Last reviewed by Dr. Raj MD on January 12th, 2022.
What is Melanocytic Nevus?
This is a benign growth that is also referred to as a mole, and is made of cells that are known as melanocytes which are cells that produce melanin. Melanin is a dark pigment that is responsible for what color your skin and hair will be. A person may be born with a melanocytic nevus or it can appear as they get older. This condition most often occur in certain families, in people who have spent more time in the sun, or in people who have fair skin. Although most are benign some can undergo changes that can lead to the formation of melanoma, which is a cancerous growth. They can occur in all mammals and not just in humans.
If they are found at birth they are called congenital melanocytic nevi and are usually larger than the moles that happen later in life. This type of melanocytic nevus carries a higher risk of becoming cancerous and developing melanoma. The giant versions of melanocytic nevus can be more than one and a half inches. Many times they are acquired throughout a person’s life and reach their peak during middle ages and then slowly start to decline as you become older. Elderly people tend to have fewer moles because of the tendency for any existing moles to disappear and the formation of new moles decrease after you reach middle age.
Melanocytic Nevus Symptoms
There are no real symptoms with melanocytic nevus unless they start to become malignant and then there may be itching, irritation, and bleeding. Most melanocytic nevus range in color from a pinkish color to brown and are normally less than one centimeter thick. They can also look like a simple beauty mark.
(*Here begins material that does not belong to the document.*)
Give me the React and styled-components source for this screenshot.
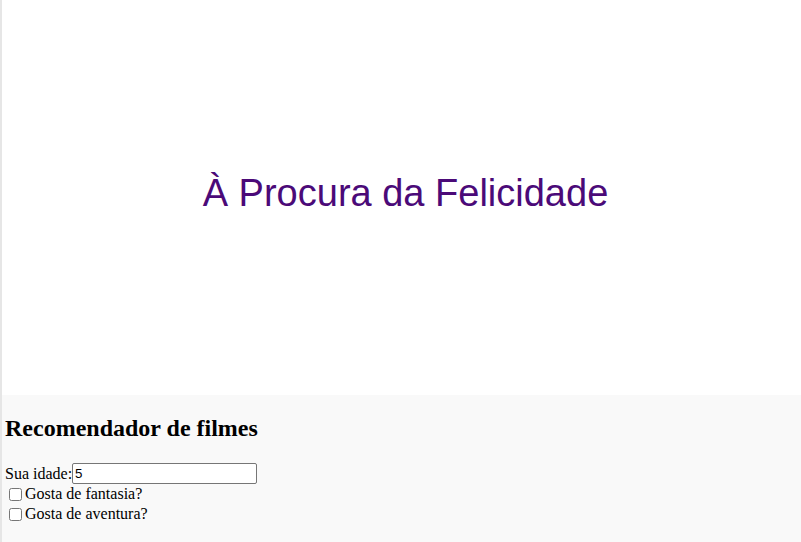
import React, { useState } from 'react';
import styled, { createGlobalStyle } from 'styled-components';

const GlobalStyle = createGlobalStyle`
  html, body {
    margin: 0;
    padding: 0;
    background: #ffffff;
  }
  body {
    font-family: "Liberation Serif", "Times New Roman", serif;
    font-size: 16px;
  }
`;

const Page = styled.div`
  min-height: 542px;
  border-left: 2px solid #e6e6e6;
  display: flex;
  flex-direction: column;
`;

const Hero = styled.div`
  height: 395px;
  display: flex;
  align-items: center;
  justify-content: center;
  background: #ffffff;
`;

const MovieTitle = styled.h1`
  margin: 0 0 8px 8px;
  font-family: "Liberation Sans", Arial, sans-serif;
  font-weight: normal;
  font-size: 38px;
  color: #4b0a78;
`;

const Panel = styled.div`
  flex: 1;
  background: #f9f9f9;
  padding: 0 3px;
  display: flow-root;
`;

const Heading = styled.h2`
  font-size: 24px;
  font-weight: bold;
  margin: 20px 0 21px;
`;

const Row = styled.div`
  display: flex;
  align-items: center;
`;

const Label = styled.label`
  line-height: 20px;
`;

const AgeInput = styled.input`
  font-family: "Liberation Sans", Arial, sans-serif;
  font-size: 13.33px;
  width: 185px;
  height: 21px;
  box-sizing: border-box;
  padding: 1px 2px;
  border: 1px solid #767676;
  border-radius: 2px;
  background: #fff;
`;

const Check = styled.input`
  margin: 3px 3px 3px 4px;
  width: 13px;
  height: 13px;
`;

export default function App() {
  const [age, setAge] = useState('5');
  const [fantasy, setFantasy] = useState(false);
  const [adventure, setAdventure] = useState(false);

  return (
    <>
      <GlobalStyle />
      <Page>
        <Hero>
          <MovieTitle>À Procura da Felicidade</MovieTitle>
        </Hero>
        <Panel>
          <Heading>Recomendador de filmes</Heading>
          <Row>
            <Label>Sua idade:</Label>
            <AgeInput type="text" value={age} onChange={(e) => setAge(e.target.value)} />
          </Row>
          <Row>
            <Check type="checkbox" checked={fantasy} onChange={(e) => setFantasy(e.target.checked)} />
            <Label>Gosta de fantasia?</Label>
          </Row>
          <Row>
            <Check type="checkbox" checked={adventure} onChange={(e) => setAdventure(e.target.checked)} />
            <Label>Gosta de aventura?</Label>
          </Row>
        </Panel>
      </Page>
    </>
  );
}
Some of the other characteristics, or symptoms, can include:
- The border area being irregular
- The diameter of the melanocytic nevus is more than six millimeters and causes sensitivity and pain
Causes of Melanocytic Nevus
Although this might not be considered a cause melanocytic nevus occurs when the melanin cells cluster together. The exact cause is not known but it is thought that melanocytic nevus is caused by a defect during embryonic development which happens in the first three months of pregnancy. This defect is thought to cause the melanocytes to be produced at an extremely fast rate and instead of spreading throughout your body they form in clusters. When this happens it can also cause you to have some abnormal pigmentation in some areas of your body along with the melanocytic nevus.
When diagnosing melanocytic nevus they are mainly looking to make sure if the mole is non-cancerous or cancerous in order to start the proper treatment. When you have a mole removed it is examined under a microscope. If you have a large number of these they may make a topographic chart, also referred to as a mole map which represents your entire body and has the characteristics and locations recorded for each melanocytic nevus.
Treatment for Melanocytic Nevus
The best treatment for melanocytic nevus is to prevent them from happening in the first place by protecting your skin from the harmful rays of the sun and by watching any existing moles carefully to see if there are any changes like bleeding, alterations in the color, size, or shape, or itching that might indicate it is changing from benign into malignant. Many times when a person has melanocytic nevus it is left untreated unless it has some of the characteristics of it becoming malignant. If it is removed it can be done using plastic surgery, especially if it catches on your clothes which can lead to irritation or appears unsightly. If it is thought that the melanocytic nevus is malignant it is usually completely removed by cutting it out and sending it for a biopsy to verify if it is or is not malignant and then the area where was cut out is stitched closed. It is recommended that the entire melanocytic nevus not be removed unless it is malignant because it can result in a big risk of it returning if removed and is benign.